Morts comme vivants, leur nombre exact demeure un mystère. Les organisations internationales évaluent cependant à deux millions le nombre de personnes ayant tenté, ces huit dernières années, la traversée de la Méditerranée pour rejoindre l’Europe, principalement depuis l’Afrique subsaharienne et le Moyen-Orient. Parmi elles, au moins 25 000 disparues ou présumées mortes. Peu de corps sont repêchés, même quand le lieu du naufrage présumé a pu être identifié. Quant à ceux roulés par les vagues et échoués sur les plages italiennes, grecques ou chypriotes, la plupart n’ont droit qu’à une sépulture anonyme. L’hebdomadaire américain The New Yorker du 11 janvier est parti sur les traces de ces corps sans nom et de leurs familles, confrontées à un deuil impossible. Les gouvernements européens ne s’en soucient guère, et tentent par tous les moyens de s’épargner les coûteuses opérations de repêchage et de remorquage des épaves, lesquelles se chiffrent en millions d’euros, comme les fastidieuses enquêtes sur l’identité des migrants retrouvés au fond de la mer. « Trouver des personnes disparues et investiguer sur leur disparition relève de la responsabilité des Etats, qu’elles soient citoyennes ou non, indépendamment de leur nationalité, de leur origine ethnique, de leur origine raciale », plaide pourtant Kathryne Bomberger, directrice générale de la Commission internationale sur les personnes disparues, dans les colonnes du New Yorker.
Créée en 1996 sous l’impulsion du président Bill Clinton après le conflit dans les Balkans, la structure maintient la pression sur les gouvernements, avec l’appui de la Cour pénale internationale (CPI), pour localiser et identifier les corps des migrants décédés et mener des enquêtes sur les circonstances de leur disparition. Jusqu’ici en vain. L’inaction des politiques entraîne pourtant de graves conséquences humaines et juridiques : les personnes qui ne peuvent prouver qu’un conjoint est décédé auront, par exemple, des difficultés à percevoir une pension. Et en l’absence de corps, les poursuites judiciaires à l’encontre des réseaux mafieux qui prennent en charge la traversée des migrants sont rendues quasiment impossibles.

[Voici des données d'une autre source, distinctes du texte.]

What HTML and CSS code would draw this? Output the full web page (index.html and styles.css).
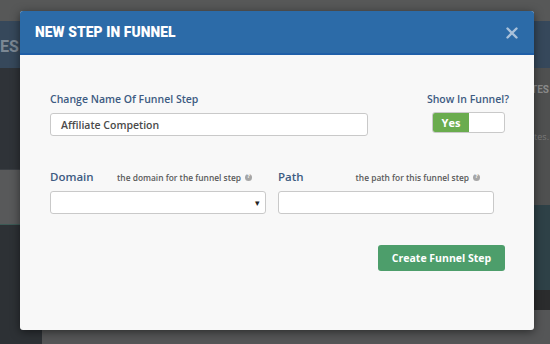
FILE: index.html
```html
<!DOCTYPE html>
<html>
<head>
<meta charset="utf-8">
<link rel="stylesheet" href="styles.css">
</head>
<body>
<div class="backdrop">
  <div class="bd-top"></div>
  <div class="bd-band"><span class="bd-title">ES F</span></div>
  <div class="bd-main">
    <div class="bd-side">
      <div class="bs-a"></div>
      <div class="bs-b"></div>
      <div class="bs-c"></div>
    </div>
    <div class="bd-content">
      <div class="bc-a">
        <span class="bc-head">TES</span>
        <span class="bc-txt">tes.</span>
      </div>
      <div class="bc-b"></div>
      <div class="bc-c"></div>
      <div class="bc-d"><div class="bar bar1"></div><div class="bar bar2"></div></div>
    </div>
  </div>
</div>

<div class="modal">
  <div class="modal-header">
    <h1 class="modal-title">NEW STEP IN FUNNEL</h1>
    <svg class="close" width="12" height="12" viewBox="0 0 12 12"><path d="M1.5 1.5 L10.5 10.5 M10.5 1.5 L1.5 10.5" stroke="#a9c1da" stroke-width="2.4" stroke-linecap="round"/></svg>
  </div>
  <div class="modal-body">
    <div class="row row-name">
      <div class="field name-field">
        <label class="label">Change Name Of Funnel Step</label>
        <div class="input"><span class="input-text">Affiliate Competion</span></div>
      </div>
      <div class="field show-field">
        <label class="label label-show">Show In Funnel?</label>
        <div class="toggle"><span class="toggle-on">Yes</span><span class="toggle-off"></span></div>
      </div>
    </div>
    <div class="row row-url">
      <div class="field url-field">
        <div class="label-row">
          <label class="label label-big">Domain</label>
          <span class="help">the domain for the funnel step <span class="qicon">?</span></span>
        </div>
        <div class="input select"><span class="caret">&#9662;</span></div>
      </div>
      <div class="field url-field">
        <div class="label-row">
          <label class="label label-big">Path</label>
          <span class="help">the path for this funnel step <span class="qicon">?</span></span>
        </div>
        <div class="input"></div>
      </div>
    </div>
    <div class="actions">
      <button class="btn">Create Funnel Step</button>
    </div>
  </div>
</div>
</body>
</html>
```

FILE: styles.css
```css
html, body {
  margin: 0;
  padding: 0;
}
body {
  width: 550px;
  height: 344px;
  overflow: hidden;
  position: relative;
  background: #2e3236;
  font-family: "Open Sans", "Noto Sans", sans-serif;
}

/* backdrop page */
.backdrop {
  width: 550px;
  height: 344px;
  display: flex;
  flex-direction: column;
}
.bd-top {
  height: 21px;
  background: #575858;
}
.bd-band {
  height: 47px;
  background: #36485b;
  display: flex;
  align-items: center;
  font-family: "Roboto", sans-serif;
  font-weight: 700;
  color: #7c8894;
}
.bd-title {
  font-size: 16px;
  margin-top: 3px;
}
.bd-main {
  flex: 1;
  display: flex;
}
.bd-side {
  width: 42px;
  display: flex;
  flex-direction: column;
}
.bs-a {
  height: 102px;
  background: #2f3338;
  border-bottom: 1px solid #3a3e43;
  box-sizing: border-box;
}
.bs-b {
  height: 55px;
  background: #58595a;
  border-bottom: 1px solid #3c5a55;
  box-sizing: border-box;
}
.bs-c {
  flex: 1;
  background: #2d3135;
}
.bd-content {
  flex: 1;
  display: flex;
  flex-direction: column;
}
.bc-a {
  height: 137px;
  background: #4f5050;
  display: flex;
  flex-direction: column;
  align-items: flex-end;
  padding-top: 16px;
  box-sizing: border-box;
  gap: 35px;
}
.bc-head {
  font-family: "Roboto", sans-serif;
  font-weight: 700;
  font-size: 10px;
  color: #8a8a8a;
  margin-right: 1px;
}
.bc-txt {
  color: #7b7b7b;
  font-size: 9px;
  margin-right: 1px;
}
.bc-b {
  height: 85px;
  background: #2e4147;
}
.bc-c {
  height: 20px;
  background: #2b2c2d;
}
.bc-d {
  flex: 1;
  background: #555657;
  display: flex;
  gap: 40px;
  padding-left: 18px;
}
.bar {
  height: 4px;
  background: #2f5560;
}
.bar1 { width: 200px; }
.bar2 { width: 135px; margin-left: 45px; }

/* modal */
.modal {
  position: absolute;
  left: 20px;
  top: 11px;
  width: 514px;
  height: 319px;
  background: #f8f8f8;
  border-radius: 3px;
  box-shadow: 0 2px 10px rgba(0, 0, 0, 0.5);
  overflow: hidden;
  display: flex;
  flex-direction: column;
}
.modal-header {
  height: 44px;
  box-sizing: border-box;
  background: #2c6ba8;
  border-bottom: 2px solid #1f5fa8;
  display: flex;
  align-items: center;
  justify-content: space-between;
  padding: 0 16px 0 15px;
}
.modal-title {
  margin: 0;
  font-family: "Roboto", sans-serif;
  font-weight: 900;
  font-size: 13.8px;
  color: #ffffff;
  letter-spacing: 0.1px;
}
.close {
  display: block;
  margin-top: 1px;
}
.modal-body {
  padding: 37px 29px 0 30px;
  display: flex;
  flex-direction: column;
}
.row {
  display: flex;
  justify-content: space-between;
}
.field {
  display: flex;
  flex-direction: column;
}
.name-field {
  width: 318px;
}
.show-field {
  align-items: flex-end;
}
.label {
  font-size: 10.5px;
  font-weight: 600;
  color: #3d5b82;
  line-height: 14px;
  height: 14px;
  margin-bottom: 7px;
}
.label-show {
  margin-right: -4px;
}
.input {
  height: 23px;
  box-sizing: border-box;
  border: 1px solid #c9c9c9;
  border-radius: 3px;
  background: #ffffff;
  display: flex;
  align-items: center;
  padding: 0 10px;
}
.input-text {
  font-size: 10.5px;
  font-weight: 600;
  color: #4a4a4a;
}
.toggle {
  width: 73px;
  height: 21px;
  box-sizing: border-box;
  border: 1px solid #c9c9c9;
  border-radius: 3px;
  background: #ffffff;
  display: flex;
  overflow: hidden;
  margin-top: -1px;
}
.toggle-on {
  width: 36px;
  background: #6aac4e;
  color: #ffffff;
  font-size: 11px;
  font-weight: 700;
  display: flex;
  align-items: center;
  justify-content: center;
}
.row-url {
  margin-top: 34px;
  gap: 12px;
  justify-content: flex-start;
}
.url-field {
  width: 216px;
}
.label-row {
  display: flex;
  justify-content: space-between;
  align-items: center;
  padding-right: 14px;
  height: 14px;
  margin-bottom: 7px;
}
.label-row .label {
  margin: 0;
}
.label-big {
  font-size: 11.5px;
}
.help {
  font-size: 8.4px;
  font-weight: 600;
  color: #5a5a5a;
  display: flex;
  align-items: center;
  gap: 4px;
}
.qicon {
  width: 7px;
  height: 7px;
  border-radius: 50%;
  background: #a6a6a6;
  color: #ffffff;
  font-size: 5.5px;
  font-weight: 700;
  display: inline-flex;
  align-items: center;
  justify-content: center;
  line-height: 1;
}
.select {
  justify-content: flex-end;
  padding-right: 5px;
}
.caret {
  font-size: 9px;
  color: #222;
}
.actions {
  display: flex;
  justify-content: flex-end;
  margin-top: 31px;
}
.btn {
  width: 127px;
  height: 26px;
  border: none;
  border-radius: 3px;
  background: #4d9e6b;
  color: #ffffff;
  font-family: "Open Sans", sans-serif;
  font-size: 10.5px;
  font-weight: 700;
  padding: 0;
}
```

Une poignée d’ONG tentent malgré tout de combler ce vide. Citons parmi elles l’Organisation internationale pour les migrations (OIM), qui finance un projet sur les migrants disparus. Le Comité international de la Croix-Rouge (CICR) s’emploie également à retrouver la trace des noyés en mer Méditerranée, à l’instar du Haut Commissariat des Nations unies pour les réfugiés (HCR) ou de Human Rights Watch (HRW). Aux niveaux local et régional, des associations travaillent, elles, en amont des naufrages : Alarm Phone, qui exploite une « hotline » pour les migrants en détresse en Méditerranée et dans l’océan Atlantique, Proactiva Open Arms, une ONG fournissant des services d’aide d’urgence et de sauvetage, ou encore WatchTheMed Alarm Phone, autre organisation qui tente de coordonner les opérations de sauvetage avec les autorités compétentes.
Mais cette mobilisation s’avère bien dérisoire face à l’ampleur de la tâche. En Italie, rapporte le New Yorker, le laboratoire d’analyses médicales de l’université de Milan effectue des analyses des restes d’ADN, « avec l’aide d’une équipe bénévole d’anthropologues médico-légaux dévoués et bénévoles », sans recevoir le moindre financement de l’Etat, et grâce à la générosité d’acteurs privés. Depuis ses débuts, la structure aurait réussi à identifier une cinquantaine de personnes.